Wolterk/iStock(NEW YORK) — Boeing CEO Dennis Muilenburg faced shareholders in Chicago, Illinois for the first time since two fatal crashes involving 737 MAX 8 aircraft led to a worldwide grounding of the fleet.
According to investigators preliminary reports, the connection in both Ethiopian Airlines Flight 302 and Lion Air Flight 610 is an anti-stall system known as MCAS—Maneuvering Characteristics Augmentation System—which activates when it receives erroneous data from the aircraft’s sensor.
“We know this is a link in both accidents that we can break,” Muilenburg told reporters following the shareholder’s meeting. “That’s a software update that we know how to do. We own it, and we will make that update.” Boeing is making steady progress on the path to certification, having completed the official engineering test flight of the software — the final technical flight test prior to the certification flight.
“Overall, our talented test pilots have made 146 737 MAX flights totaling roughly 246 hours of air time with the updated software, and nearly 90 percent of our 50-plus MAX operators around the globe have experienced the software update themselves during one of our simulator sessions,” Muilenburg said.
Now that Boeing test flight engineers have flown with the updated software, it’s expected that FAA pilots will test the updated flight control system as early as this week. If the FAA approves the enhancements, Boeing would submit the final software package for certification in the coming weeks and FAA certification of the final software package could come in the beginning of June.
Since, the two crashes in which 346 people were killed, Boeing has been under intense pressure to make the critical software fix to prevent erroneous data from continuously activating the aircraft’s MCAS anti-stall system.
The company announced last week that it was taking an initial $1 billion hit on the global grounding of its best-selling 737 MAX jet.

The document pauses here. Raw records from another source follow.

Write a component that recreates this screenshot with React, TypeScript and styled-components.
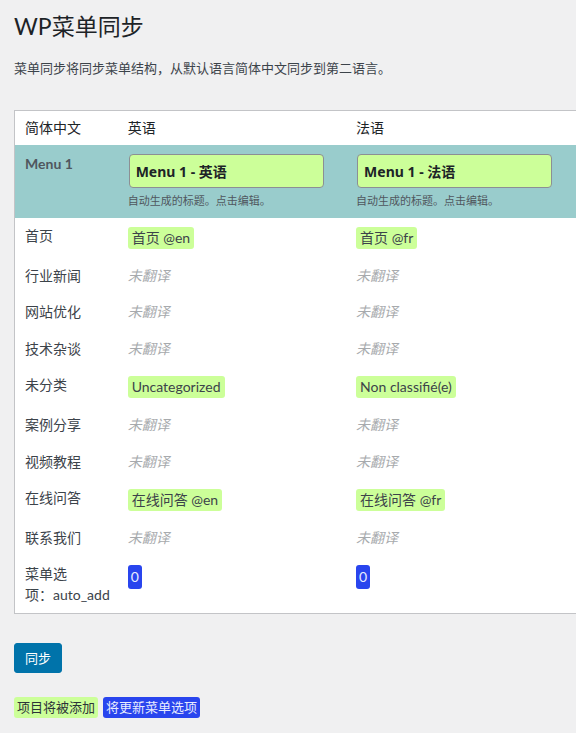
import React from 'react';
import styled, { createGlobalStyle } from 'styled-components';

const GlobalStyle = createGlobalStyle`
  html, body {
    margin: 0;
    padding: 0;
    overflow-x: hidden;
    background: #f0f0f1;
  }
  body {
    font-family: Lato, "Noto Sans CJK SC", sans-serif;
    color: #3c434a;
  }
`;

const Page = styled.div`
  padding: 0 0 14px 14px;
`;

const Title = styled.h1`
  margin: 11px 0 0;
  font-size: 23px;
  font-weight: 400;
  line-height: 30px;
  color: #1d2327;
`;

const Intro = styled.p`
  margin: 17px 0 32px;
  font-size: 13px;
  line-height: 20px;
  color: #3c434a;
`;

const SyncTable = styled.table`
  width: 563px;
  table-layout: fixed;
  border-collapse: collapse;
  border: 1px solid #c3c4c7;
  background: #fff;
`;

const HeadCell = styled.th`
  padding: 8px 10px;
  font-size: 14px;
  font-weight: 400;
  line-height: 18px;
  text-align: left;
  color: #1d2327;
`;

const Row = styled.tr<{ $menu?: boolean }>`
  background: ${({ $menu }) => ($menu ? '#99cccc' : '#fff')};
`;

const Cell = styled.td<{ $menu?: boolean }>`
  padding: ${({ $menu }) => ($menu ? '9px 10px' : '8px 10px')};
  vertical-align: top;
  font-size: 14px;
  line-height: 20.4px;
  color: #3c434a;
`;

const MenuName = styled.span`
  font-size: 14px;
  font-weight: 700;
  color: #50575e;
`;

const TitleInput = styled.input`
  box-sizing: border-box;
  display: block;
  width: 195px;
  height: 34px;
  margin: 0 0 0 1px;
  padding: 0 6px;
  border: 1px solid #8c8f94;
  border-radius: 4px;
  background: #ccff99;
  font-family: "Noto Sans", "Noto Sans CJK SC", sans-serif;
  font-size: 14px;
  font-weight: 700;
  color: #1d2327;
  outline: none;
`;

const Hint = styled.div`
  margin-top: 5px;
  font-size: 11px;
  line-height: 16px;
  color: #50575e;
`;

const Tag = styled.span<{ $kind?: 'item' | 'option' }>`
  display: inline-block;
  vertical-align: top;
  margin: 1px 0;
  padding: ${({ $kind }) => ($kind === 'option' ? '2px 3px' : '1px 4px')};
  border-radius: 3px;
  line-height: 20px;
  background: ${({ $kind }) => ($kind === 'option' ? '#2945ee' : '#ccff99')};
  color: ${({ $kind }) => ($kind === 'option' ? '#e8ecff' : '#3c434a')};
`;

const Untranslated = styled.span`
  font-style: italic;
  color: #a7aaad;
`;

const NoWrap = styled.span`
  white-space: nowrap;
`;

const SyncButton = styled.button`
  display: block;
  margin-top: 29px;
  height: 30px;
  padding: 0 10px;
  border: 1px solid #0073aa;
  border-radius: 3px;
  background: #0073aa;
  color: #fff;
  font-family: Lato, "Noto Sans CJK SC", sans-serif;
  font-size: 13px;
  line-height: 28px;
  cursor: pointer;
`;

const Legend = styled.div`
  display: flex;
  gap: 5px;
  margin-top: 24px;
`;

const LegendTag = styled.span<{ $kind: 'item' | 'option' }>`
  padding: 1px 3px;
  border-radius: 3px;
  font-size: 13px;
  line-height: 19px;
  background: ${({ $kind }) => ($kind === 'option' ? '#2945ee' : '#ccff99')};
  color: ${({ $kind }) => ($kind === 'option' ? '#e8ecff' : '#2c3338')};
`;

type Translation = string | null;

const items: { name: string; en: Translation; fr: Translation }[] = [
  { name: '首页', en: '首页 @en', fr: '首页 @fr' },
  { name: '行业新闻', en: null, fr: null },
  { name: '网站优化', en: null, fr: null },
  { name: '技术杂谈', en: null, fr: null },
  { name: '未分类', en: 'Uncategorized', fr: 'Non classifié(e)' },
  { name: '案例分享', en: null, fr: null },
  { name: '视频教程', en: null, fr: null },
  { name: '在线问答', en: '在线问答 @en', fr: '在线问答 @fr' },
  { name: '联系我们', en: null, fr: null },
];

const TranslationCell = ({ value }: { value: Translation }) => (
  <Cell>{value ? <Tag>{value}</Tag> : <Untranslated>未翻译</Untranslated>}</Cell>
);

const App = () => (
  <Page>
    <GlobalStyle />
    <Title>WP菜单同步</Title>
    <Intro>菜单同步将同步菜单结构，从默认语言简体中文同步到第二语言。</Intro>

    <SyncTable>
      <colgroup>
        <col style={{ width: 103 }} />
        <col style={{ width: 228 }} />
        <col style={{ width: 230 }} />
      </colgroup>
      <thead>
        <tr>
          <HeadCell>简体中文</HeadCell>
          <HeadCell>英语</HeadCell>
          <HeadCell>法语</HeadCell>
        </tr>
      </thead>
      <tbody>
        <Row $menu>
          <Cell $menu>
            <MenuName>Menu 1</MenuName>
          </Cell>
          <Cell $menu>
            <TitleInput defaultValue="Menu 1 - 英语" />
            <Hint>自动生成的标题。点击编辑。</Hint>
          </Cell>
          <Cell $menu>
            <TitleInput defaultValue="Menu 1 - 法语" />
            <Hint>自动生成的标题。点击编辑。</Hint>
          </Cell>
        </Row>
        {items.map((item, i) => (
          <Row key={i}>
            <Cell>{item.name}</Cell>
            <TranslationCell value={item.en} />
            <TranslationCell value={item.fr} />
          </Row>
        ))}
        <Row>
          <Cell>
            菜单选<NoWrap>项：auto_add</NoWrap>
          </Cell>
          <Cell>
            <Tag $kind="option">0</Tag>
          </Cell>
          <Cell>
            <Tag $kind="option">0</Tag>
          </Cell>
        </Row>
      </tbody>
    </SyncTable>

    <SyncButton>同步</SyncButton>

    <Legend>
      <LegendTag $kind="item">项目将被添加</LegendTag>
      <LegendTag $kind="option">将更新菜单选项</LegendTag>
    </Legend>
  </Page>
);

export default App;
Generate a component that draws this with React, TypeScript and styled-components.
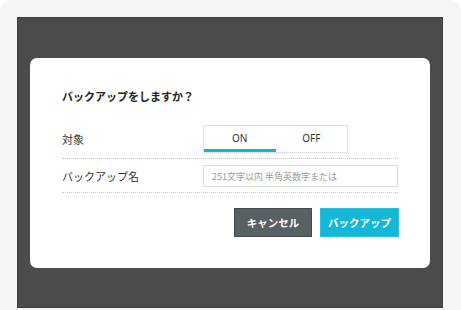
import React from "react"
import styled, { createGlobalStyle } from "styled-components"

const GlobalStyle = createGlobalStyle`
  html, body {
    margin: 0;
    padding: 0;
    background: #ffffff;
  }
  body {
    font-family: "Noto Sans CJK JP", "Noto Sans", sans-serif;
    color: #333;
  }
`

const Frame = styled.div`
  width: 461px;
  height: 310px;
  box-sizing: border-box;
  padding: 17px 18px 0 17px;
  background: #f5f5f5;
  border-radius: 10px 10px 0 0;
  overflow: hidden;
`

const Overlay = styled.div`
  height: 291px;
  box-sizing: border-box;
  background: #4b4b4b;
  border: 1px solid #3e3e3e;
  padding: 40px 12px 0 12px;
`

const Modal = styled.div`
  width: 400px;
  height: 210px;
  box-sizing: border-box;
  background: #fff;
  border-radius: 7px;
  padding: 30px 32px 0 32px;
`

const Title = styled.h2`
  margin: 0 0 18px;
  font-size: 11px;
  line-height: 16px;
  font-weight: 700;
  color: #222;
`

const Row = styled.div<{ $pad: string }>`
  display: grid;
  grid-template-columns: 141px 1fr;
  align-items: center;
  box-sizing: border-box;
  border-bottom: 1px dotted #c8c8c8;
  padding: ${({ $pad }) => $pad};
`

const Label = styled.span`
  font-size: 11px;
  color: #333;
`

const Toggle = styled.div`
  display: flex;
  width: 145px;
  height: 28px;
  box-sizing: border-box;
  border: 1px solid #e0e0e0;
`

const ToggleOption = styled.button<{ $active?: boolean }>`
  flex: 1;
  border: none;
  background: #fff;
  font-family: "Noto Sans", sans-serif;
  font-size: 10px;
  color: #333;
  padding: 0;
  border-bottom: 3px solid ${({ $active }) => ($active ? "#13b3d4" : "transparent")};
  padding-top: 1px;
`

const TextInput = styled.input`
  display: block;
  width: 100%;
  height: 22px;
  box-sizing: border-box;
  border: 1px solid #dcdcdc;
  padding: 0 8px;
  font-family: "Noto Sans CJK JP", sans-serif;
  font-size: 9px;
  outline: none;

  &::placeholder {
    color: #9a9a9a;
  }
`

const Actions = styled.div`
  display: flex;
  justify-content: flex-end;
  gap: 8px;
  margin-top: 15px;
  margin-right: -1px;
`

const Button = styled.button<{ $primary?: boolean }>`
  height: 29px;
  padding: 0;
  width: ${({ $primary }) => ($primary ? 79 : 78)}px;
  border: 1px solid ${({ $primary }) => ($primary ? "#2cc0de" : "#444a4c")};
  background: ${({ $primary }) => ($primary ? "#13b8d9" : "#596063")};
  color: #fff;
  font-family: "Noto Sans CJK JP", sans-serif;
  font-size: 10.5px;
  font-weight: 700;
`

const App: React.FC = () => {
  return (
    <>
      <GlobalStyle />
      <Frame>
        <Overlay>
          <Modal>
            <Title>バックアップをしますか？</Title>
            <Row $pad="3px 0 5px">
              <Label>対象</Label>
              <Toggle>
                <ToggleOption $active>ON</ToggleOption>
                <ToggleOption>OFF</ToggleOption>
              </Toggle>
            </Row>
            <Row $pad="6px 0 5px">
              <Label>バックアップ名</Label>
              <TextInput placeholder="251文字以内 半角英数字または" />
            </Row>
            <Actions>
              <Button>キャンセル</Button>
              <Button $primary>バックアップ</Button>
            </Actions>
          </Modal>
        </Overlay>
      </Frame>
    </>
  )
}

export default App
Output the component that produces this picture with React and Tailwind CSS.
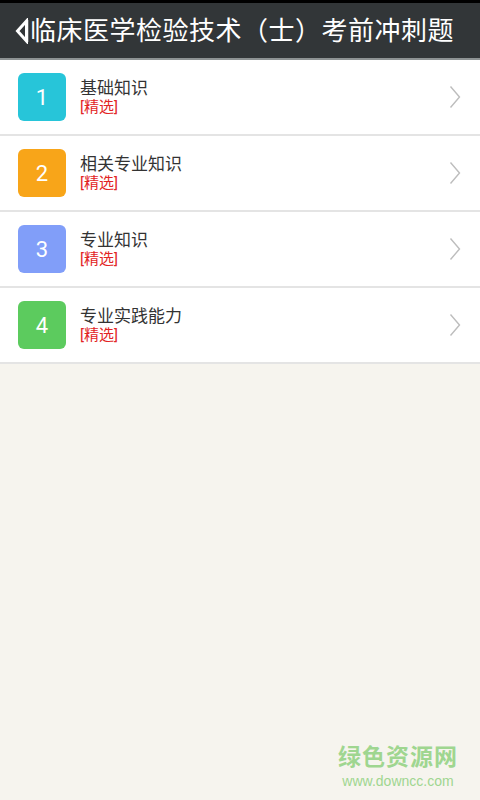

Muilenburg defended the original design of the anti-stall system “we haven’t seen a technical slip or gap in terms of the fundamental design and certification of the design or approach.”
And added that they have gone back to review all aspects of the original design and concluded that it was designed and certified per original standards and they are confident in that process.
Muilenburg pushed back amid continued skepticism of whether the plane was initially rushed to the market saying that’s “simply not true” as Boeing now moves quickly to return the 737 MAX 8 back to the skies.
“We know in both accidents there was a chain of events that occurred,” Muilenburg said adding at the end that the software update will make the airplane even safer going forward. “I’m confident with that change it will be one of the safest airplanes ever to fly.”